--- begin ---

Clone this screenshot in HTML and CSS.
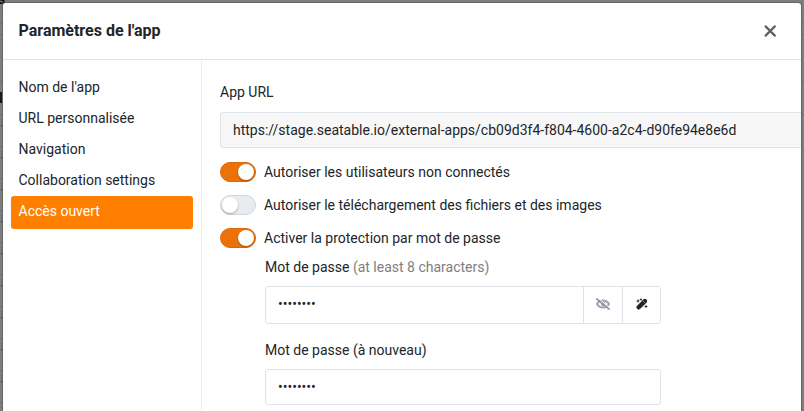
FILE: index.html
```html
<!DOCTYPE html>
<html lang="fr">
<head>
<meta charset="utf-8">
<title>Paramètres de l'app</title>
<link rel="stylesheet" href="styles.css">
</head>
<body>
<div class="backdrop" aria-hidden="true"><span class="peek peek-s">s</span><span class="peek peek-n">N</span><div class="ticks"></div></div>
<section class="modal">
  <header class="modal-header">
    <h1>Paramètres de l'app</h1>
    <button class="close" aria-label="Fermer"><svg width="14" height="14" viewBox="0 0 14 14"><path d="M2.600 2.400 11.800 11.600M11.800 2.400 2.600 11.600" stroke="#606060" stroke-width="2.200" stroke-linecap="round"/></svg></button>
  </header>
  <div class="modal-body">
    <nav class="sidebar">
      <a class="item">Nom de l'app</a>
      <a class="item">URL personnalisée</a>
      <a class="item">Navigation</a>
      <a class="item">Collaboration settings</a>
      <a class="item active">Accès ouvert</a>
    </nav>
    <main class="content">
      <label class="label">App URL</label>
      <div class="field url">https://stage.seatable.io/external-apps/cb09d3f4-f804-4600-a2c4-d90fe94e8e6d</div>
      <div class="switch-row"><span class="switch on"></span><span>Autoriser les utilisateurs non connectés</span></div>
      <div class="switch-row"><span class="switch"></span><span>Autoriser le téléchargement des fichiers et des images</span></div>
      <div class="switch-row"><span class="switch on"></span><span>Activer la protection par mot de passe</span></div>
      <div class="passwords">
        <label class="label">Mot de passe <span class="tip">(at least 8 characters)</span></label>
        <div class="group">
          <div class="value">••••••••</div>
          <button class="addon" aria-label="Afficher"><svg width="14" height="12" viewBox="0 0 14 12"><path d="M1 6C2.300 3.600 4.400 2.400 7 2.400s4.700 1.200 6 3.600C11.700 8.400 9.600 9.600 7 9.600S2.300 8.400 1 6Z" fill="none" stroke="#9ea4ae" stroke-width="2"/><circle cx="7.300" cy="6" r="2.400" fill="#9ea4ae"/><path d="M2 .2 14 10" stroke="#fff" stroke-width="1"/><path d="M.8 1 13.200 11.200" stroke="#9298a3" stroke-width="1.700" stroke-linecap="round"/></svg></button>
          <button class="addon" aria-label="Générer"><svg width="12" height="12" viewBox="0 0 12 12"><path d="M2.700 9.300 8.900 3.100" stroke="#212529" stroke-width="4.400" stroke-linecap="round"/><path d="m7.200 3.100 1.700 1.700" stroke="#bbb" stroke-width=".7"/><path d="M2 .8 2.600 2.400 4.200 3 2.600 3.600 2 5.200 1.400 3.600-.2 3 1.400 2.400ZM5 0l.5 1.100L6.600 1.600l-1.100.5L5 3.200l-.5-1.100L3.400 1.600l1.100-.5ZM10 6.400l.6 1.500 1.500.6-1.500.6-.6 1.500-.6-1.500L7.900 8.500 9.400 7.900Z" fill="#212529"/></svg></button>
        </div>
        <label class="label again">Mot de passe (à nouveau)</label>
        <div class="field pass">••••••••</div>
      </div>
    </main>
  </div>
</section>
</body>
</html>
```
FILE: styles.css
```css
* { box-sizing: border-box; }
body {
  margin: 0;
  height: 411px;
  overflow: hidden;
  padding: 3px 3px 0;
  background: #7d7d7d;
  font: 14px/21px Roboto, "Liberation Sans", sans-serif;
  color: #212529;
}
button { border: 0; padding: 0; background: none; }
.backdrop {
  position: absolute;
  inset: 0;
  overflow: hidden;
  background:
    linear-gradient(#6d6d6d, #6d6d6d) 0 23px / 100% 1px no-repeat,
    linear-gradient(#6d6d6d, #6d6d6d) 0 34px / 100% 1px no-repeat,
    linear-gradient(#6d6d6d, #6d6d6d) 0 81px / 100% 1px no-repeat,
    linear-gradient(#6d6d6d, #6d6d6d) 0 114px / 100% 1px no-repeat;
}
.peek { position: absolute; font-weight: 700; line-height: 16px; color: #111; }
.peek-s { left: -2px; top: -9px; }
.peek-n { left: -7px; top: 90px; }
.ticks {
  position: absolute;
  left: 0;
  top: 114px;
  width: 3px;
  height: 297px;
  background:
    repeating-linear-gradient(transparent 0 11px, #333 11px 12px, transparent 12px 32px) 1px 0 / 1px 100% no-repeat,
    repeating-linear-gradient(#6d6d6d 0 1px, transparent 1px 32px);
}
.modal {
  position: relative;
  height: 408px;
  background: #fff;
  border-radius: 3px 3px 0 0;
  overflow: hidden;
  box-shadow: 0 0 0 1px #666;
}
.modal-header {
  display: flex;
  align-items: center;
  justify-content: space-between;
  height: 57px;
  padding: 0 24px 0 15.5px;
  border-bottom: 1px solid #dfe2ea;
}
h1 { margin: 0; font-size: 16px; line-height: 24px; font-weight: 700; }
.close { height: 14px; line-height: 0; }
.modal-body { display: flex; height: 351px; }
.sidebar { width: 199px; padding: 12px 8px; border-right: 1px solid #ececec; }
.item { display: block; height: 31px; padding: 4px 7.5px; line-height: 23px; }
.active { height: 33px; background: #ff8000; color: #fff; border-radius: 3px; }
.content { flex: 1; min-width: 0; padding: 22px 0 0 18px; }
.label { display: block; }
.field {
  display: flex;
  align-items: center;
  height: 36px;
  padding: 0 12px;
  border: 1px solid #dee2ea;
  border-radius: 3px;
}
.url { width: 620px; margin: 9px 0 8px; background: #f7f7f7; }
.switch-row { display: flex; align-items: center; height: 33px; gap: 8px; }
.switch {
  width: 36px;
  height: 20px;
  margin-bottom: 2px;
  border: 1px solid #d2d6df;
  border-radius: 10px;
  background: #e9ecef;
}
.switch::before {
  content: "";
  display: block;
  width: 16px;
  height: 16px;
  margin: 1px;
  border-radius: 50%;
  background: #fff;
  box-shadow: 0 1px 2px rgba(0, 0, 0, .3);
}
.on { background: #ed7109; border-color: #d8690c; }
.on::before { margin-left: 17px; }
.passwords { width: 396px; margin: 2px 0 0 45px; }
.tip { color: #808080; }
.group {
  display: flex;
  height: 38px;
  margin: 8px 0 16px;
  border: 1px solid #dee2ea;
  border-radius: 3px;
}
.value { flex: 1; padding-left: 12px; line-height: 34px; }
.addon {
  display: flex;
  align-items: center;
  justify-content: center;
  width: 39px;
  padding-bottom: 2px;
  border-left: 1px solid #dee2ea;
}
.addon:last-child { width: 38px; }
.pass { margin-top: 8px; }
```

--- end ---

Short problem:
Repeat the listing above exactly, with no pictures.

Solution for this exercise:
Clone this screenshot in HTML and CSS.
FILE: index.html
```html
<!DOCTYPE html>
<html lang="fr">
<head>
<meta charset="utf-8">
<title>Paramètres de l'app</title>
<link rel="stylesheet" href="styles.css">
</head>
<body>
<div class="backdrop" aria-hidden="true"><span class="peek peek-s">s</span><span class="peek peek-n">N</span><div class="ticks"></div></div>
<section class="modal">
  <header class="modal-header">
    <h1>Paramètres de l'app</h1>
    <button class="close" aria-label="Fermer"><svg width="14" height="14" viewBox="0 0 14 14"><path d="M2.600 2.400 11.800 11.600M11.800 2.400 2.600 11.600" stroke="#606060" stroke-width="2.200" stroke-linecap="round"/></svg></button>
  </header>
  <div class="modal-body">
    <nav class="sidebar">
      <a class="item">Nom de l'app</a>
      <a class="item">URL personnalisée</a>
      <a class="item">Navigation</a>
      <a class="item">Collaboration settings</a>
      <a class="item active">Accès ouvert</a>
    </nav>
    <main class="content">
      <label class="label">App URL</label>
      <div class="field url">https://stage.seatable.io/external-apps/cb09d3f4-f804-4600-a2c4-d90fe94e8e6d</div>
      <div class="switch-row"><span class="switch on"></span><span>Autoriser les utilisateurs non connectés</span></div>
      <div class="switch-row"><span class="switch"></span><span>Autoriser le téléchargement des fichiers et des images</span></div>
      <div class="switch-row"><span class="switch on"></span><span>Activer la protection par mot de passe</span></div>
      <div class="passwords">
        <label class="label">Mot de passe <span class="tip">(at least 8 characters)</span></label>
        <div class="group">
          <div class="value">••••••••</div>
          <button class="addon" aria-label="Afficher"><svg width="14" height="12" viewBox="0 0 14 12"><path d="M1 6C2.300 3.600 4.400 2.400 7 2.400s4.700 1.200 6 3.600C11.700 8.400 9.600 9.600 7 9.600S2.300 8.400 1 6Z" fill="none" stroke="#9ea4ae" stroke-width="2"/><circle cx="7.300" cy="6" r="2.400" fill="#9ea4ae"/><path d="M2 .2 14 10" stroke="#fff" stroke-width="1"/><path d="M.8 1 13.200 11.200" stroke="#9298a3" stroke-width="1.700" stroke-linecap="round"/></svg></button>
          <button class="addon" aria-label="Générer"><svg width="12" height="12" viewBox="0 0 12 12"><path d="M2.700 9.300 8.900 3.100" stroke="#212529" stroke-width="4.400" stroke-linecap="round"/><path d="m7.200 3.100 1.700 1.700" stroke="#bbb" stroke-width=".7"/><path d="M2 .8 2.600 2.400 4.200 3 2.600 3.600 2 5.200 1.400 3.600-.2 3 1.400 2.400ZM5 0l.5 1.100L6.600 1.600l-1.100.5L5 3.200l-.5-1.100L3.400 1.600l1.100-.5ZM10 6.400l.6 1.500 1.500.6-1.500.6-.6 1.500-.6-1.500L7.900 8.500 9.400 7.900Z" fill="#212529"/></svg></button>
        </div>
        <label class="label again">Mot de passe (à nouveau)</label>
        <div class="field pass">••••••••</div>
      </div>
    </main>
  </div>
</section>
</body>
</html>
```
FILE: styles.css
```css
* { box-sizing: border-box; }
body {
  margin: 0;
  height: 411px;
  overflow: hidden;
  padding: 3px 3px 0;
  background: #7d7d7d;
  font: 14px/21px Roboto, "Liberation Sans", sans-serif;
  color: #212529;
}
button { border: 0; padding: 0; background: none; }
.backdrop {
  position: absolute;
  inset: 0;
  overflow: hidden;
  background:
    linear-gradient(#6d6d6d, #6d6d6d) 0 23px / 100% 1px no-repeat,
    linear-gradient(#6d6d6d, #6d6d6d) 0 34px / 100% 1px no-repeat,
    linear-gradient(#6d6d6d, #6d6d6d) 0 81px / 100% 1px no-repeat,
    linear-gradient(#6d6d6d, #6d6d6d) 0 114px / 100% 1px no-repeat;
}
.peek { position: absolute; font-weight: 700; line-height: 16px; color: #111; }
.peek-s { left: -2px; top: -9px; }
.peek-n { left: -7px; top: 90px; }
.ticks {
  position: absolute;
  left: 0;
  top: 114px;
  width: 3px;
  height: 297px;
  background:
    repeating-linear-gradient(transparent 0 11px, #333 11px 12px, transparent 12px 32px) 1px 0 / 1px 100% no-repeat,
    repeating-linear-gradient(#6d6d6d 0 1px, transparent 1px 32px);
}
.modal {
  position: relative;
  height: 408px;
  background: #fff;
  border-radius: 3px 3px 0 0;
  overflow: hidden;
  box-shadow: 0 0 0 1px #666;
}
.modal-header {
  display: flex;
  align-items: center;
  justify-content: space-between;
  height: 57px;
  padding: 0 24px 0 15.5px;
  border-bottom: 1px solid #dfe2ea;
}
h1 { margin: 0; font-size: 16px; line-height: 24px; font-weight: 700; }
.close { height: 14px; line-height: 0; }
.modal-body { display: flex; height: 351px; }
.sidebar { width: 199px; padding: 12px 8px; border-right: 1px solid #ececec; }
.item { display: block; height: 31px; padding: 4px 7.5px; line-height: 23px; }
.active { height: 33px; background: #ff8000; color: #fff; border-radius: 3px; }
.content { flex: 1; min-width: 0; padding: 22px 0 0 18px; }
.label { display: block; }
.field {
  display: flex;
  align-items: center;
  height: 36px;
  padding: 0 12px;
  border: 1px solid #dee2ea;
  border-radius: 3px;
}
.url { width: 620px; margin: 9px 0 8px; background: #f7f7f7; }
.switch-row { display: flex; align-items: center; height: 33px; gap: 8px; }
.switch {
  width: 36px;
  height: 20px;
  margin-bottom: 2px;
  border: 1px solid #d2d6df;
  border-radius: 10px;
  background: #e9ecef;
}
.switch::before {
  content: "";
  display: block;
  width: 16px;
  height: 16px;
  margin: 1px;
  border-radius: 50%;
  background: #fff;
  box-shadow: 0 1px 2px rgba(0, 0, 0, .3);
}
.on { background: #ed7109; border-color: #d8690c; }
.on::before { margin-left: 17px; }
.passwords { width: 396px; margin: 2px 0 0 45px; }
.tip { color: #808080; }
.group {
  display: flex;
  height: 38px;
  margin: 8px 0 16px;
  border: 1px solid #dee2ea;
  border-radius: 3px;
}
.value { flex: 1; padding-left: 12px; line-height: 34px; }
.addon {
  display: flex;
  align-items: center;
  justify-content: center;
  width: 39px;
  padding-bottom: 2px;
  border-left: 1px solid #dee2ea;
}
.addon:last-child { width: 38px; }
.pass { margin-top: 8px; }
```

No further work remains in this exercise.